I was sighting in my Rossi .22 single shot today to take raccoon calling tomorrow. I was shooting at 30 yards. Had two bullets out of 12 that hit the target lengthwise instead of straight on. Was shooting Winchester 40 gr Long Rifle. Any idea what would cause this? These are pretty old shells that have been laying around quite a while.
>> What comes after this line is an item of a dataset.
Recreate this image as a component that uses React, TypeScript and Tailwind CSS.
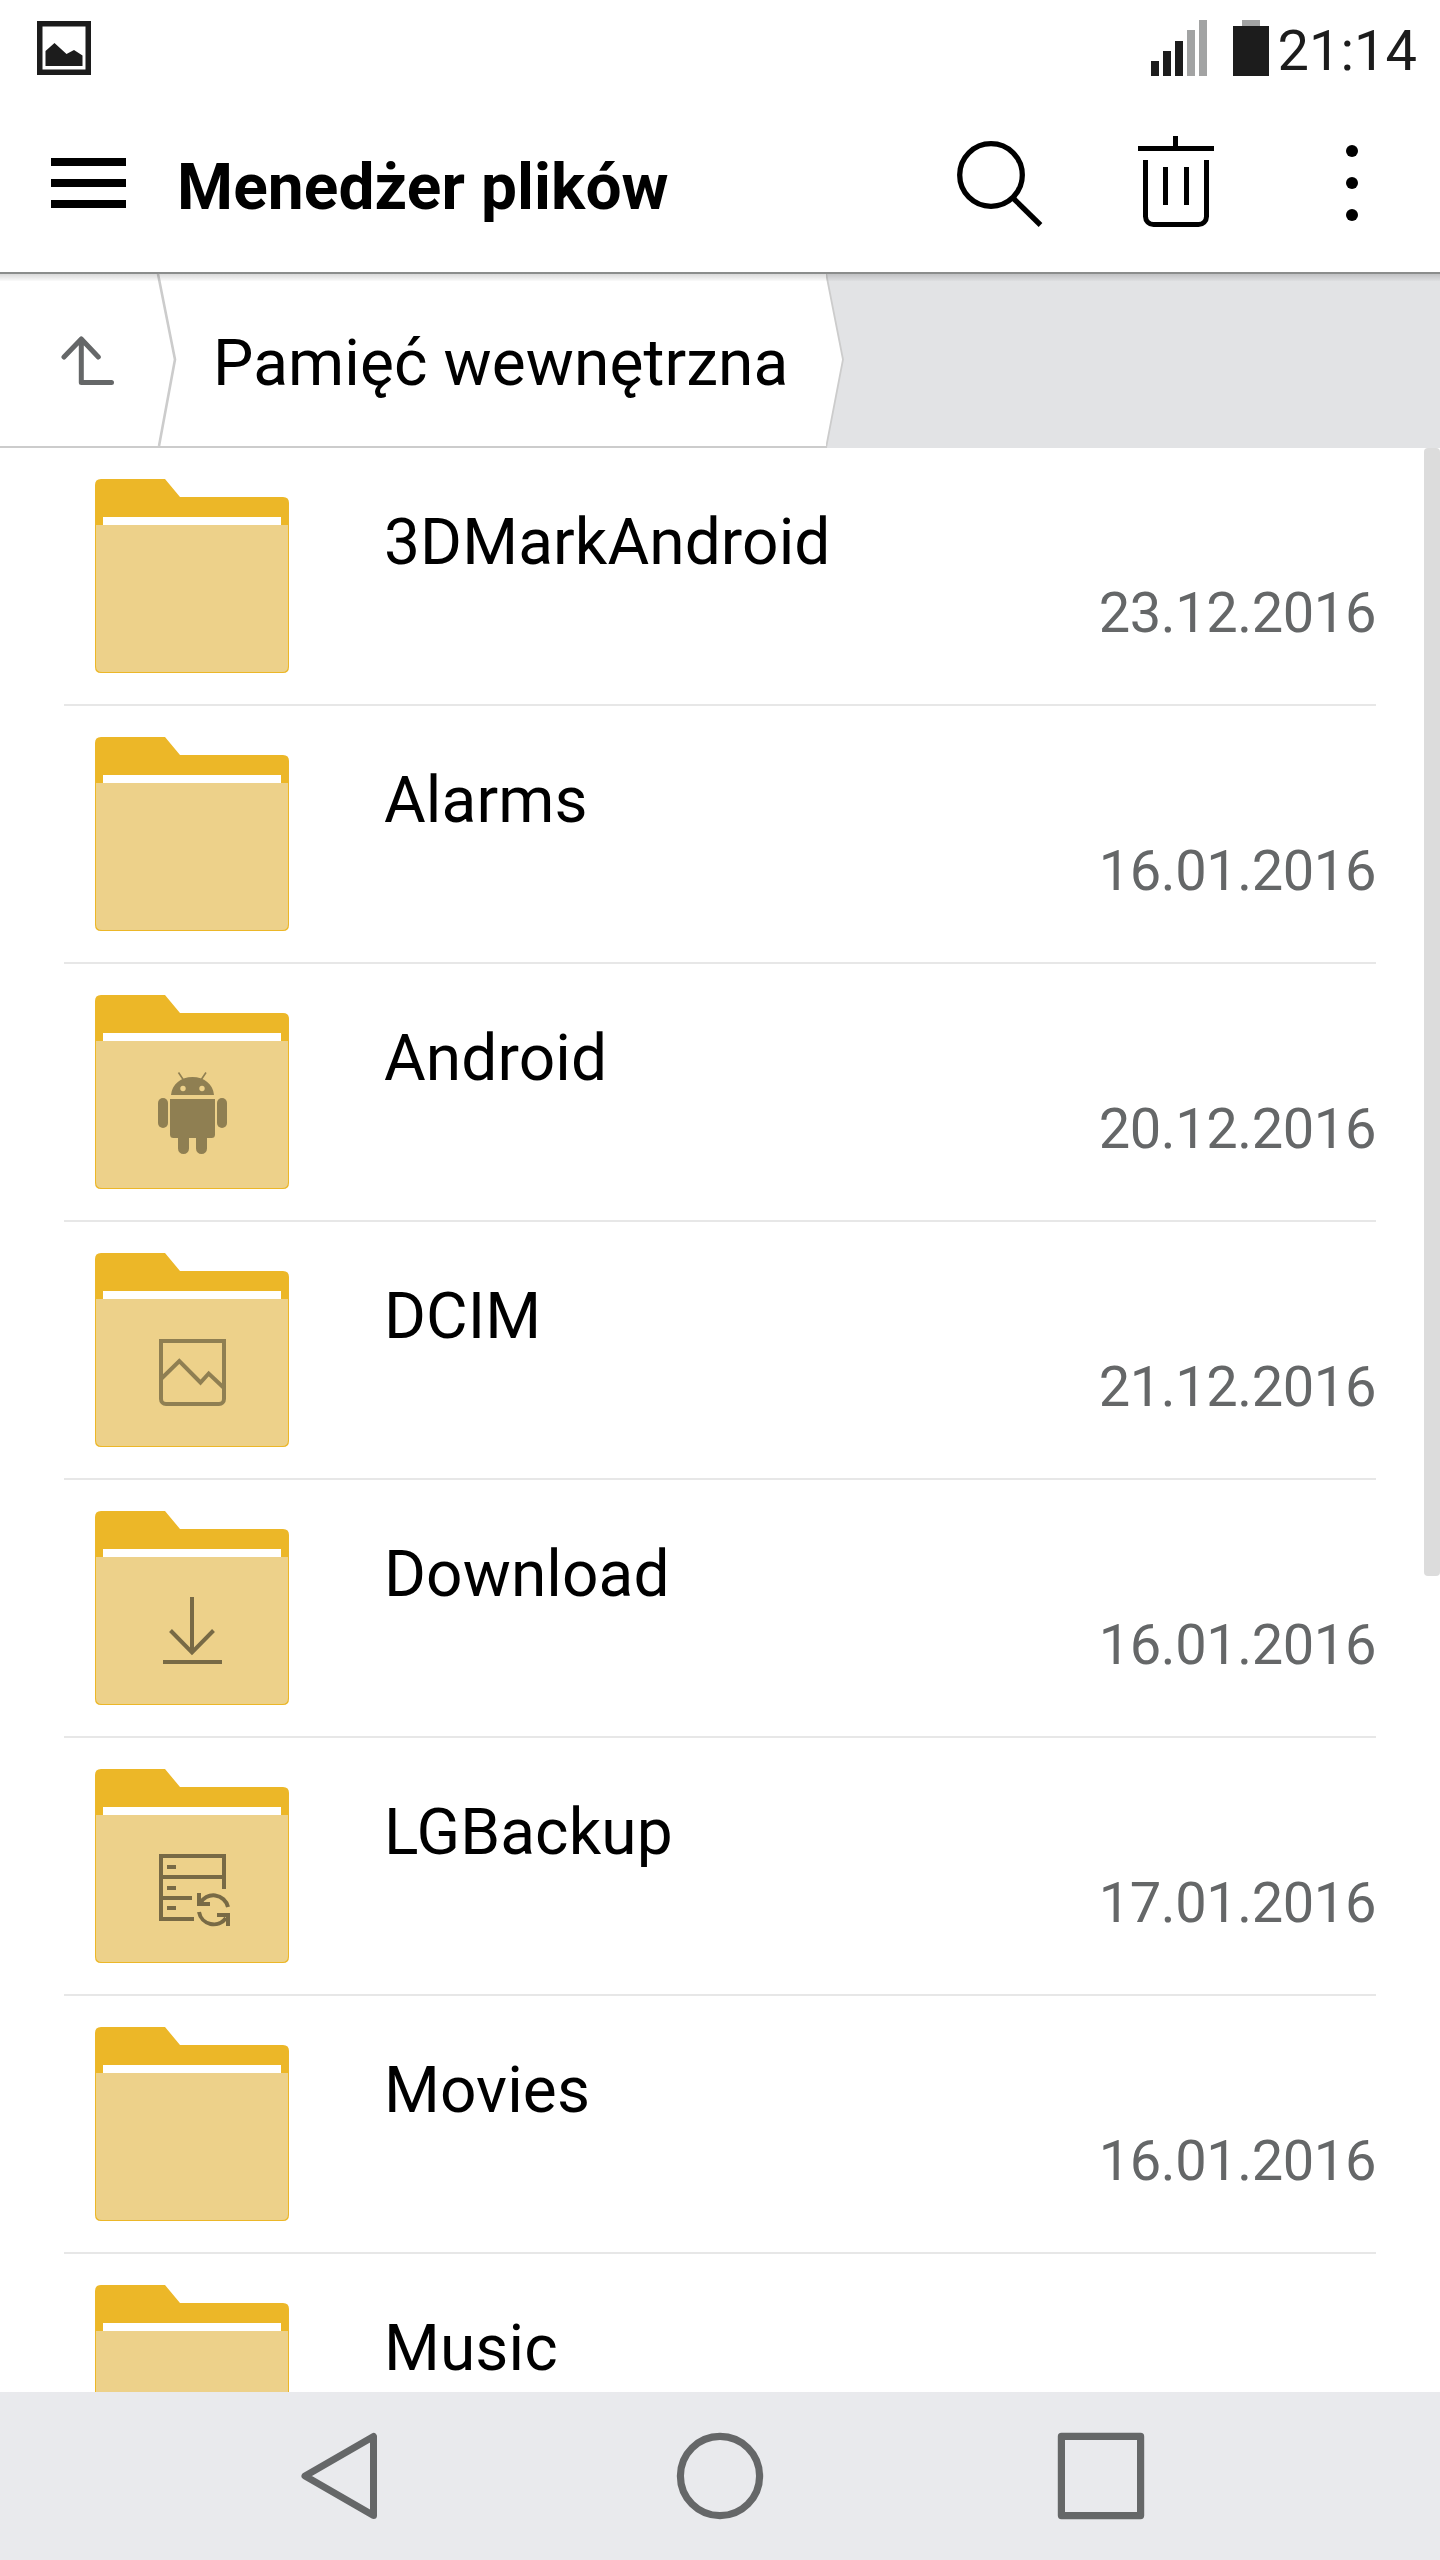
import type { ReactNode } from "react";

type Entry = {
  name: string;
  date?: string;
  badge?: ReactNode;
};

// Badges are drawn in the folder's own 194x194 coordinate space
const AndroidBadge = () => (
  <g transform="translate(45 55)" fill="#8f7f52">
    <path d="M38.5 22.5l5 7.5M66 22.5l-5 7.5" stroke="#8f7f52" strokeWidth="1.6" />
    <path d="M31 45C32 34 41 27 52.5 27S73 34 74 45z" />
    <circle cx="43" cy="38.5" r="2.7" fill="#edd18a" />
    <circle cx="62" cy="38.5" r="2.7" fill="#edd18a" />
    <path d="M30 49h45v35.5a3.5 3.5 0 0 1-3.5 3.5h-38a3.5 3.5 0 0 1-3.5-3.5z" />
    <rect x="18" y="48" width="10" height="30" rx="5" />
    <rect x="77" y="48" width="10" height="30" rx="5" />
    <path d="M38 87h11v11.500a5.500 5.500 0 0 1-11 0zM56 87h11v11.500a5.500 5.500 0 0 1-11 0z" />
  </g>
);

const PictureBadge = () => (
  <g transform="translate(45 67)" fill="none" stroke="#8f7f52" strokeWidth="4">
    <path d="M21 21h63v58a5 5 0 0 1-5 5H26a5 5 0 0 1-5-5z" />
    <path d="M21 59l18.300-18L60.500 62.500l8.200-9L84 68" />
  </g>
);

const DownloadBadge = () => (
  <g transform="translate(45 69)" fill="none" stroke="#786a45" strokeWidth="4">
    <path d="M52 17v55M30.500 50.500L52 72.500l21.500-22M23 82h59" />
  </g>
);

const BackupBadge = () => (
  <g transform="translate(45 61)" fill="none" stroke="#786a45" strokeWidth="4">
    <path d="M84 59V26H21v63h33M21 47h63M21 68h31" />
    <path d="M27 37h9M27 58h9M27 78h9" />
    <path d="M60 73.500A15 15 0 0 1 88 77M59 82A15 15 0 0 0 86 88" />
    <path d="M59 63v11h11M77 85h11v11" />
  </g>
);

const entries: Entry[] = [
  { name: "3DMarkAndroid", date: "23.12.2016" },
  { name: "Alarms", date: "16.01.2016" },
  { name: "Android", date: "20.12.2016", badge: <AndroidBadge /> },
  { name: "DCIM", date: "21.12.2016", badge: <PictureBadge /> },
  { name: "Download", date: "16.01.2016", badge: <DownloadBadge /> },
  { name: "LGBackup", date: "17.01.2016", badge: <BackupBadge /> },
  { name: "Movies", date: "16.01.2016" },
  { name: "Music" },
];

const Folder = ({ badge }: { badge?: ReactNode }) => (
  <svg width="194" height="194" viewBox="0 0 194 194" className="shrink-0">
    <path d="M0 6Q0 0 6 0H70L85 18H188Q194 18 194 24V188Q194 194 188 194H6Q0 194 0 188z" fill="#ecb728" />
    <path d="M8 38h178v8H8z" fill="#fff" />
    <path d="M1 46H193V187Q193 193 187 193H7Q1 193 1 187z" fill="#edd18a" />
    {badge}
  </svg>
);

function StatusBar() {
  return (
    <div className="flex h-24 shrink-0 items-start justify-between pl-[37px] pr-[23px] text-[#1c1c1c]">
      <svg width="54" height="54" viewBox="0 0 54 54" className="mt-[21px]">
        <path d="M0 0h54v54H0zM5.500 5.500v43h43v-43z" fill="currentColor" fillRule="evenodd" />
        <path d="M8.500 30l9-8 12 11 7.500-4 8.500 5.500V45h-37z" fill="currentColor" />
      </svg>
      <div className="flex items-start">
        <div className="mt-5 flex h-14 items-end gap-1">
          <span className="h-[15px] w-2 bg-[#1c1c1c]" />
          <span className="h-[25px] w-2 bg-[#1c1c1c]" />
          <span className="h-[35px] w-2 bg-[#1c1c1c]" />
          <span className="h-[46px] w-2 bg-[#a2a3a3]" />
          <span className="h-14 w-2 bg-[#a2a3a3]" />
        </div>
        <div className="mt-5 ml-[26px] flex flex-col items-center">
          <span className="h-1.5 w-[18px] bg-[#a2a3a3]" />
          <span className="h-[50px] w-9 bg-[#1c1c1c]" />
        </div>
        <span className="mt-[19px] ml-[9px] text-[56px] leading-[64px]">21:14</span>
      </div>
    </div>
  );
}

function Header() {
  return (
    <header className="flex h-[178px] shrink-0 items-start border-b-2 border-[#8b8d8c] pl-[51px]">
      <div className="mt-[62px] flex w-[75px] flex-col gap-[13px]">
        <span className="h-2 bg-black" />
        <span className="h-2 bg-black" />
        <span className="h-2 bg-black" />
      </div>
      <h1 className="mt-[54px] ml-[51px] grow text-[64px] leading-[76px] font-bold tracking-[0.1px]">Menedżer plików</h1>
      <svg width="86" height="88" viewBox="0 0 86 88" fill="none" stroke="#000" strokeWidth="5.300" className="mt-[44px]">
        <circle cx="34" cy="35" r="31.300" />
        <path d="M56 58l27.500 27" />
      </svg>
      <svg width="76" height="92" viewBox="0 0 76 92" fill="none" stroke="#000" strokeWidth="5" className="mt-10 ml-[95px]">
        <path d="M37.500 0v12M0 12.500h76" />
        <path d="M7.500 24v56.500a8 8 0 0 0 8 8h45a8 8 0 0 0 8-8V24M27.500 31v38M48.500 31v38" />
      </svg>
      <div className="mt-[49px] mr-[82px] ml-[132px] flex flex-col gap-5">
        <span className="size-3 rounded-full bg-black" />
        <span className="size-3 rounded-full bg-black" />
        <span className="size-3 rounded-full bg-black" />
      </div>
    </header>
  );
}

function Breadcrumbs() {
  return (
    <nav className="relative flex h-[174px] shrink-0 bg-[#e2e3e5]">
      <div className="flex w-[158px] items-start border-b-2 border-[#ccc] bg-white pl-[61px]">
        <svg width="54" height="50" viewBox="0 0 54 50" fill="none" stroke="#656768" strokeWidth="5" strokeLinejoin="round" strokeLinecap="round" className="mt-[61px]">
          <path d="M3 22L20.300 4l17 18M20.300 4v43.500H50.500" />
        </svg>
      </div>
      <div className="flex w-[668px] items-start border-b-2 border-[#ccc] bg-white">
        <svg width="20" height="172" viewBox="0 0 20 172" fill="none" stroke="#ccc" strokeWidth="2.600" className="overflow-visible">
          <path d="M0 0l17 85.500L1 172" />
        </svg>
        <span className="mt-[52px] ml-[35px] text-[64px] leading-[76px] tracking-[0.1px] whitespace-nowrap">Pamięć wewnętrzna</span>
      </div>
      <svg width="20" height="174" viewBox="0 0 20 174">
        <path d="M0-1l17 86.500L0 174z" fill="#fff" />
        <path d="M0-1l17 86.500L0 174" fill="none" stroke="#ccc" strokeWidth="1.800" />
      </svg>
      <div className="absolute inset-x-0 top-0 h-[7px] bg-linear-to-b from-black/15 to-black/2" />
    </nav>
  );
}

function Row({ entry }: { entry: Entry }) {
  return (
    <li className="mr-12 ml-16 flex h-[258px] shrink-0 items-start border-b-2 border-[#e7e7e7] pt-[31px] pl-[31px]">
      <Folder badge={entry.badge} />
      <div className="mt-[26px] ml-[95px] flex grow flex-col">
        <span className="text-[64px] leading-[76px] tracking-[0.1px]">{entry.name}</span>
        {entry.date && (
          <span className="text-right text-[56px] leading-[64px] tracking-[-0.4px] text-[#656768]">{entry.date}</span>
        )}
      </div>
    </li>
  );
}

function NavigationBar() {
  return (
    <footer className="flex h-[168px] shrink-0 items-center bg-[#e9eaed] pl-[301px]">
      <svg width="76" height="88" viewBox="0 0 76 88" fill="none" stroke="#656768" strokeWidth="7" strokeLinejoin="round">
        <path d="M72.500 4.500v79L4 44z" />
      </svg>
      <svg width="88" height="88" viewBox="0 0 88 88" fill="none" stroke="#656768" strokeWidth="7.200" className="ml-[299px]">
        <circle cx="44" cy="44" r="39.600" />
      </svg>
      <svg width="88" height="88" viewBox="0 0 88 88" fill="none" stroke="#656768" strokeWidth="7.200" strokeLinejoin="round" className="ml-[293px]">
        <path d="M4.400 4.400h79.200v79.200H4.400z" />
      </svg>
    </footer>
  );
}

export default function App() {
  return (
    <div className="flex h-[2560px] w-[1440px] flex-col overflow-hidden bg-white font-['Roboto',sans-serif] text-black">
      <StatusBar />
      <Header />
      <Breadcrumbs />
      <main className="flex min-h-0 flex-1 overflow-hidden">
        <ul className="flex w-[1424px] flex-col">
          {entries.map((entry) => (
            <Row key={entry.name} entry={entry} />
          ))}
        </ul>
        <div className="h-[1128px] w-4 rounded bg-[#dcdcdc]" />
      </main>
      <NavigationBar />
    </div>
  );
}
The red dot scope doesn't make for very accurate shooting.


----------



## Scotty D. (Feb 23, 2012)

Lots of possibilities, HT... I'd try some different ammo first.... :teeth:


----------



## Hortontoter (Apr 27, 2012)

that will be the first thing I will try. I've shot thousands of rounds from lots of calibers and never experienced this before. I think I'll carry my HMR or .22 Mag tomorrow. But, I really would rather carry the super light Rossi. Maybe I better pack two guns.


----------



## youngdon (Mar 10, 2010)

I'm gonna assume that it wasn't the first two or the last two that hit that way. If it was then I'd guess some dirt or something of that nature.


----------



## One Shot One Kill (Dec 3, 2012)

Only time i ever had bullets tumble is when i bought some Berger 80 gr pills for my 223 wssm.What i was thinking,i dont know,lol.Well with a 1 in 10 twist i can tell ya it wasnt pretty,lolBy the way,i have 2 boxes of bo gr bergers if anyone wants them,lol.But to the OP,ya i would look at the ammo first.


----------



## One Shot One Kill (Dec 3, 2012)

One Shot One Kill said:


> Only time i ever had bullets tumble is when i bought some Berger 80 gr pills for my 223 wssm.What i was thinking,i dont know,lol.Well with a 1 in 10 twist i can tell ya it wasnt pretty,lol ,By the way,i have 2 boxes of bo gr bergers if anyone wants them,lol.But to the OP, i would look at the ammo first.


----------



## Hortontoter (Apr 27, 2012)

The first bullet was a tumbler and then about 7 or 8 shots later I had another. I'm going to try some 36 gr Remington HP's today. We will see what happens.


----------



## Hortontoter (Apr 27, 2012)

Here is a photo of the first three I shot. These were at 30 yards off of a makeshift rest using a folding stool. You can see how much this bullet tumbled. The second two grouped fairly well.


----------



## dwtrees (Mar 5, 2012)

Did it sound the same as the rest of the shots? I had that happen many years ago when I was teaching the son how to aim with open sights. We had a tumbler and when he shot it, it just didn't sound right. Only thing I could think of at the time is there wasn't enough powder in that shell. Just a thought.


----------



## poe (Feb 10, 2010)

with a 22 LR any time there is accuracy issues I would allways recomend changing the ammo first.


----------